The BS3 Mooring coming down the Port side of the ship after being released from its anchor
After continuing our sampling through the night, it was time to recover the BS3 mooring in the waters northeast of Barrow. The recovery of the mooring is quite an impressive process. This mooring was deployed on last year’s cruise and has been taking measurements of the water column for the past year creating an incredible data set that is key to understanding the Arctic shelf ecosystem. The instruments on the mooring have been collecting various measurements including temperature, salinity, nitrate, pCO2, and pH.
Everyone is anxious to get back to the lab to look at the data collected from these instruments and create a picture of what the water column looked like for the past year, from the open water of the fall through the ice-covered winter through the spring and summer melt until now. The changing ocean conditions affect the measurements tremendously as do currents and upwellings that occur seasonally in this area.

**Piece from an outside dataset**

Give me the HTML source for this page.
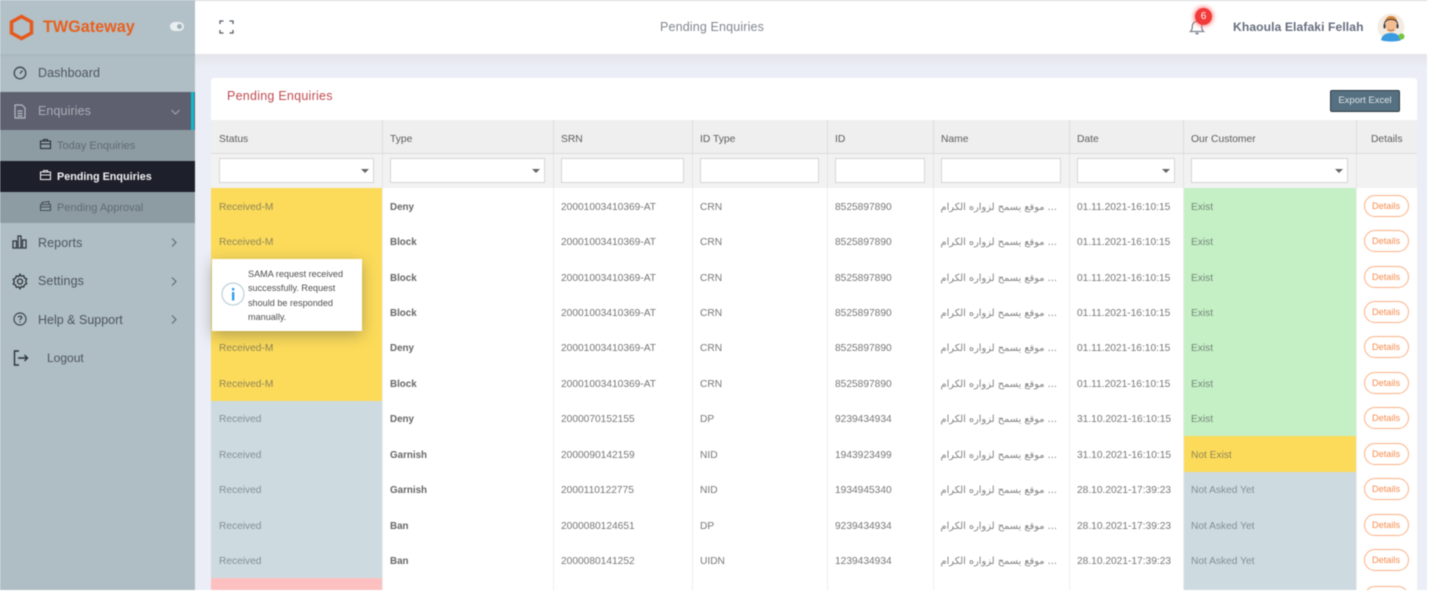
<!DOCTYPE html>
<html><head><meta charset="utf-8"><title>Pending Enquiries</title>
<style>
*{box-sizing:border-box}
html,body{margin:0;padding:0;width:1430px;height:595px;overflow:hidden;background:#fff}
body{font-family:"Liberation Sans",sans-serif;position:relative}
#app{position:absolute;left:0;top:0;width:1427px;height:590px;overflow:hidden;background:#ebeef6;filter:blur(.55px)}
.a{position:absolute;white-space:nowrap}
#side{position:absolute;left:0;top:0;width:194.500px;height:590px;background:#afbdc4}
.mi{position:absolute;left:38px;font-size:12.500px;letter-spacing:.1px;color:#4d5660;line-height:14px}
.sub{position:absolute;left:57px;font-size:11px;color:#5f6a72;line-height:14px}
svg{position:absolute;overflow:visible}
#card{position:absolute;left:211px;top:78px;width:1206px;height:520px;background:#fff;border-radius:3px 3px 0 0}
table{position:absolute;left:211px;top:120px;width:1206px;border-collapse:collapse;table-layout:fixed;font-size:10.200px;color:#777}
th{height:33.500px;background:#efefef;font-weight:400;text-align:left;padding:6px 7.500px 0;color:#5c5c5c;border-right:1px solid #dcdcdc;border-bottom:1px solid #dcdcdc;font-size:10.300px}
tr.f td{height:34.500px;background:#f2f2f2;border-right:1px solid #e2e2e2;padding:0 7.500px;position:relative}
tr.r td{height:35.450px;padding:3px 7.500px 0;border-right:1px solid #eee;white-space:nowrap}
th:first-child,tr.f td:first-child,tr.r td:first-child{padding-left:8px}
.i{height:25px;margin-top:-1px;background:#fff;border:1px solid #d4d4d4;position:relative}
.s:after{content:"";position:absolute;right:4px;top:10px;border:4px solid transparent;border-top:4px solid #666;border-bottom:0}
.y{background:#fcdb5a;color:#8f8658}
.b{background:#cddbe1;color:#848e94}
.g{background:#c5f0c5;color:#74867a}
.p{background:#fdc0c0}
.t{font-weight:700;color:#666;font-size:9.800px}
.ar{font-family:"DejaVu Sans",sans-serif;font-size:9.800px;color:#7f7f7f;display:block;text-align:right;width:116px}
.d{display:block;width:45px;height:22px;border:1px solid #fcb183;border-radius:11px;color:#f58b4c;text-align:center;line-height:21px;font-size:9.200px;margin:-3px 0 0 -.5px}
</style></head><body>
<div id="app">
<div style="position:absolute;left:195px;top:54px;width:1232px;height:14px;background:linear-gradient(#e3e5ea,#ebeef6)"></div>
<div style="position:absolute;left:195px;top:1px;width:1232px;height:53px;background:#fff"></div>
<div style="position:absolute;left:195px;top:0;width:1232px;height:1px;background:#d5d7da"></div>

<svg style="left:219px;top:20px" width="15" height="14" viewBox="0 0 15 14" fill="none" stroke="#555e68" stroke-width="1.300"><path d="M1 4V1h3.500M10.500 1H14v3M14 10v3h-3.500M4.500 13H1v-3"/></svg>
<div class="a" style="left:660px;top:20px;font-size:12.500px;color:#80878f;letter-spacing:.15px">Pending Enquiries</div>

<svg style="left:1189px;top:18px" width="16" height="18" viewBox="0 0 16 18" fill="none" stroke="#7c8591" stroke-width="1.300"><path d="M1.500 13.500c1.300-1.200 1.800-2.400 1.800-5C3.300 5.500 5.200 3.500 8 3.500s4.700 2 4.700 5c0 2.600.5 3.800 1.800 5z"/><path d="M6.500 15.500h3" stroke-width="1.800"/></svg>
<div class="a" style="left:1195px;top:8px;width:17px;height:17px;border-radius:50%;background:#f23a3a;box-shadow:0 0 5px 1px #f77;color:#fff;font-size:10px;line-height:17px;text-align:center">6</div>
<div class="a" style="left:1233px;top:20px;font-size:12.100px;font-weight:700;color:#666d7e;letter-spacing:.1px">Khaoula Elafaki Fellah</div>
<svg style="left:1377px;top:13px" width="28" height="28" viewBox="0 0 28 28">
<circle cx="14" cy="14" r="13.500" fill="#f3ece3"/>
<path d="M4 27c1-5 5-7 10-7s9 2 10 7c-3 2-17 2-20 0z" fill="#3a9be0"/>
<ellipse cx="14" cy="12.500" rx="5.500" ry="7" fill="#f2bd92"/>
<path d="M8 11c-.5-6 3-8 6-8s7 2 6 8c-1-3-3-4-6-4s-5 1-6 4z" fill="#d98431"/>
<path d="M7.500 14V10.500C8 5 20 5 20.500 10.500V14" fill="none" stroke="#3c3c46" stroke-width="1"/>
<rect x="6.500" y="11" width="2" height="4.500" rx="1" fill="#3c3c46"/><rect x="19.500" y="11" width="2" height="4.500" rx="1" fill="#3c3c46"/>
<path d="M11 16.500q3 2 6 0" stroke="#a35f3f" fill="none" stroke-width=".8"/>
<circle cx="24.500" cy="23.500" r="3" fill="#76c442"/>
</svg>

<div id="side">
<div style="position:absolute;left:0;top:0;width:195px;height:54px;background:#b2c0c7"></div>
<div style="position:absolute;left:0;top:54px;width:195px;height:2px;background:#a9b7be"></div>
<svg style="left:9px;top:14px" width="25" height="27" viewBox="0 0 25 27" fill="none" stroke="#e6591d" stroke-width="3.500"><path d="M12.500 2.500L22.500 8v11l-10 5.500L2.500 19V8z"/></svg>
<div class="a" style="left:43px;top:18px;font-size:16.200px;font-weight:700;color:#e8611f">TWGateway</div>
<div class="a" style="left:170px;top:22px;width:14px;height:9px;border-radius:5px;background:#e9eef0"></div>
<div class="a" style="left:177px;top:24px;width:5px;height:5px;border-radius:50%;background:#9fb0b8"></div>

<svg style="left:13px;top:66px" width="14" height="14" viewBox="0 0 14 14" fill="none" stroke="#3e464e" stroke-width="1.300"><circle cx="7" cy="7" r="5.800"/><path d="M7 7.500L9.500 4.500" /></svg>
<div class="mi" style="top:66px">Dashboard</div>

<div style="position:absolute;left:0;top:92px;width:195px;height:38px;background:#5e6070"></div>
<div style="position:absolute;left:191px;top:92px;width:3px;height:38px;background:#0db9cf"></div>
<svg style="left:14px;top:104px" width="12" height="15" viewBox="0 0 12 15" fill="none" stroke="#b4b9bf" stroke-width="1.200"><path d="M1 1h7l3 3v10H1z"/><path d="M3.500 7h5M3.500 9.500h5M3.500 12h5"/></svg>
<div class="mi" style="top:104px;color:#a8adb5">Enquiries</div>
<svg style="left:171px;top:109px" width="9" height="6" viewBox="0 0 9 6" fill="none" stroke="#a2a7ae" stroke-width="1.100"><path d="M.5 1L4.500 5L8.500 1"/></svg>

<div style="position:absolute;left:0;top:130px;width:195px;height:31px;background:#8d9ca3"></div>
<svg style="left:40px;top:139px" width="11" height="10" viewBox="0 0 11 10" fill="none" stroke="#2b3036" stroke-width="1.100"><rect x=".5" y="2" width="10" height="7.500"/><path d="M3.500 2V.5h4V2M.5 5h10"/></svg>
<div class="sub" style="top:138.500px">Today Enquiries</div>

<div style="position:absolute;left:0;top:161px;width:195px;height:31px;background:#1d1f2a"></div>
<svg style="left:40px;top:170px" width="11" height="10" viewBox="0 0 11 10" fill="none" stroke="#e6e7ea" stroke-width="1.100"><rect x=".5" y="2" width="10" height="7.500"/><path d="M3.500 2V.5h4V2M.5 5h10"/></svg>
<div class="sub" style="top:169.500px;color:#f0f1f3;font-weight:700;font-size:10.800px">Pending Enquiries</div>

<div style="position:absolute;left:0;top:192px;width:195px;height:31px;background:#8d9ca3"></div>
<svg style="left:40px;top:201px" width="11" height="10" viewBox="0 0 11 10" fill="none" stroke="#475058" stroke-width="1.100"><path d="M.5 3.500h10v6H.5zM2 3.500V1.500L9 .5v3M.5 6h10"/></svg>
<div class="sub" style="top:200.500px">Pending Approval</div>

<svg style="left:12px;top:235px" width="15" height="14" viewBox="0 0 15 14" fill="none" stroke="#323a42" stroke-width="1.300"><rect x="1" y="6" width="3.500" height="7"/><rect x="6" y="1" width="3" height="12"/><rect x="10.500" y="5" width="3.500" height="8"/></svg>
<div class="mi" style="top:236px">Reports</div>
<svg style="left:171px;top:238px" width="6" height="9" viewBox="0 0 6 9" fill="none" stroke="#5f6a72" stroke-width="1.100"><path d="M1 .5L5 4.500L1 8.500"/></svg>

<svg style="left:12px;top:273px" width="16" height="17" viewBox="0 0 16 17" fill="none" stroke="#2c343b" stroke-width="1.300"><path d="M8 1.300l1.300 1.900 2.400-.5.800 2.300 2.200 1-1 2.400 1 2.300-2.200 1-.8 2.300-2.400-.5L8 15.700l-1.300-1.900-2.400.5-.8-2.300-2.200-1 1-2.300-1-2.400 2.200-1 .8-2.300 2.400.5z"/><circle cx="8" cy="8.500" r="2.500"/></svg>
<div class="mi" style="top:274px">Settings</div>
<svg style="left:171px;top:277px" width="6" height="9" viewBox="0 0 6 9" fill="none" stroke="#5f6a72" stroke-width="1.100"><path d="M1 .5L5 4.500L1 8.500"/></svg>

<svg style="left:13px;top:312px" width="14" height="14" viewBox="0 0 14 14" fill="none" stroke="#3e464e" stroke-width="1.200"><circle cx="7" cy="7" r="6"/><path d="M5.300 5.500C5.500 3.800 8.800 3.800 8.800 5.600C8.800 6.800 7 6.800 7 8.200M7 9.500v1"/></svg>
<div class="mi" style="top:313px;letter-spacing:0">Help &amp; Support</div>
<svg style="left:171px;top:315px" width="6" height="9" viewBox="0 0 6 9" fill="none" stroke="#5f6a72" stroke-width="1.100"><path d="M1 .5L5 4.500L1 8.500"/></svg>

<svg style="left:13px;top:350px" width="16" height="16" viewBox="0 0 16 16" fill="none" stroke="#2c343b" stroke-width="1.400"><path d="M6 1H1.500v14H6M5 8h9.500M11.500 5l3 3-3 3"/></svg>
<div class="mi" style="top:351px;left:47px;letter-spacing:0;font-size:12px">Logout</div>
</div>

<div id="card"></div>
<div class="a" style="left:227px;top:89px;font-size:12.500px;color:#bf4a50;letter-spacing:.25px">Pending Enquiries</div>
<div class="a" style="left:1330px;top:90px;width:70px;height:22px;background:#557080;border:1px solid #2f3a42;border-radius:2px;color:#dfe5e8;font-size:9.500px;line-height:20px;text-align:center">Export Excel</div>

<table>
<colgroup><col style="width:171px"><col style="width:171px"><col style="width:139px"><col style="width:135px"><col style="width:106px"><col style="width:136px"><col style="width:114px"><col style="width:173px"><col style="width:61px"></colgroup>
<tr><th>Status</th><th>Type</th><th>SRN</th><th>ID Type</th><th>ID</th><th>Name</th><th>Date</th><th>Our Customer</th><th style="text-align:center;border-right:0">Details</th></tr>
<tr class="f"><td><div class="i s"></div></td><td><div class="i s"></div></td><td><div class="i"></div></td><td><div class="i"></div></td><td><div class="i"></div></td><td><div class="i"></div></td><td><div class="i s"></div></td><td><div class="i s"></div></td><td style="border-right:0"></td></tr>
<tr class="r"><td class="y">Received-M</td><td class="t">Deny</td><td>20001003410369-AT</td><td>CRN</td><td>8525897890</td><td><span class="ar" dir="rtl">... موقع يسمح لزواره الكرام</span></td><td>01.11.2021-16:10:15</td><td class="g">Exist</td><td><span class="d">Details</span></td></tr>
<tr class="r"><td class="y">Received-M</td><td class="t">Block</td><td>20001003410369-AT</td><td>CRN</td><td>8525897890</td><td><span class="ar" dir="rtl">... موقع يسمح لزواره الكرام</span></td><td>01.11.2021-16:10:15</td><td class="g">Exist</td><td><span class="d">Details</span></td></tr>
<tr class="r"><td class="y">Received-M</td><td class="t">Block</td><td>20001003410369-AT</td><td>CRN</td><td>8525897890</td><td><span class="ar" dir="rtl">... موقع يسمح لزواره الكرام</span></td><td>01.11.2021-16:10:15</td><td class="g">Exist</td><td><span class="d">Details</span></td></tr>
<tr class="r"><td class="y">Received-M</td><td class="t">Block</td><td>20001003410369-AT</td><td>CRN</td><td>8525897890</td><td><span class="ar" dir="rtl">... موقع يسمح لزواره الكرام</span></td><td>01.11.2021-16:10:15</td><td class="g">Exist</td><td><span class="d">Details</span></td></tr>
<tr class="r"><td class="y">Received-M</td><td class="t">Deny</td><td>20001003410369-AT</td><td>CRN</td><td>8525897890</td><td><span class="ar" dir="rtl">... موقع يسمح لزواره الكرام</span></td><td>01.11.2021-16:10:15</td><td class="g">Exist</td><td><span class="d">Details</span></td></tr>
<tr class="r"><td class="y">Received-M</td><td class="t">Block</td><td>20001003410369-AT</td><td>CRN</td><td>8525897890</td><td><span class="ar" dir="rtl">... موقع يسمح لزواره الكرام</span></td><td>01.11.2021-16:10:15</td><td class="g">Exist</td><td><span class="d">Details</span></td></tr>
<tr class="r"><td class="b">Received</td><td class="t">Deny</td><td>2000070152155</td><td>DP</td><td>9239434934</td><td><span class="ar" dir="rtl">... موقع يسمح لزواره الكرام</span></td><td>31.10.2021-16:10:15</td><td class="g">Exist</td><td><span class="d">Details</span></td></tr>
<tr class="r"><td class="b">Received</td><td class="t">Garnish</td><td>2000090142159</td><td>NID</td><td>1943923499</td><td><span class="ar" dir="rtl">... موقع يسمح لزواره الكرام</span></td><td>31.10.2021-16:10:15</td><td class="y">Not Exist</td><td><span class="d">Details</span></td></tr>
<tr class="r"><td class="b">Received</td><td class="t">Garnish</td><td>2000110122775</td><td>NID</td><td>1934945340</td><td><span class="ar" dir="rtl">... موقع يسمح لزواره الكرام</span></td><td>28.10.2021-17:39:23</td><td class="b">Not Asked Yet</td><td><span class="d">Details</span></td></tr>
<tr class="r"><td class="b">Received</td><td class="t">Ban</td><td>2000080124651</td><td>DP</td><td>9239434934</td><td><span class="ar" dir="rtl">... موقع يسمح لزواره الكرام</span></td><td>28.10.2021-17:39:23</td><td class="b">Not Asked Yet</td><td><span class="d">Details</span></td></tr>
<tr class="r"><td class="b">Received</td><td class="t">Ban</td><td>2000080141252</td><td>UIDN</td><td>1239434934</td><td><span class="ar" dir="rtl">... موقع يسمح لزواره الكرام</span></td><td>28.10.2021-17:39:23</td><td class="b">Not Asked Yet</td><td><span class="d">Details</span></td></tr>
<tr class="r"><td class="p"></td><td></td><td></td><td></td><td></td><td></td><td></td><td class="b"></td><td><span class="d" style="margin-top:-1px">&nbsp;</span></td></tr>
</table>

<div class="a" style="left:212px;top:259px;width:150px;height:72px;background:#fff;box-shadow:0 4px 14px rgba(70,70,70,.4)"></div>
<svg style="left:221px;top:282px" width="24" height="24" viewBox="0 0 24 24"><circle cx="12" cy="12" r="11" fill="#fff" stroke="#bdd0da" stroke-width="1.200"/><rect x="11" y="10" width="2.300" height="8.500" fill="#2b9be8"/><rect x="11" y="6" width="2.300" height="2.400" fill="#2b9be8"/></svg>
<div class="a" style="left:248px;top:267px;font-size:9.100px;line-height:14.400px;color:#4e4e4e">SAMA request received<br>successfully. Request<br>should be responded<br>manually.</div>
</div>
</body></html>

By understanding these variables, the scientists can better understand what will happen when there is less ice in the future due to the warming climate.
Preparing the snowy deck for the recovery of the mooring
The small boat hooks a line from the boat onto the buoy
The first part of the mooring coming on board. The pCO2 censor is on the chain behind.
Successful recovery of the mooring!
Dr. Jeremy Mathis with his pCO2 censor from the mooring…excited to see the data!
The mooring will be re-deployed in the coming days to collect data for the next year.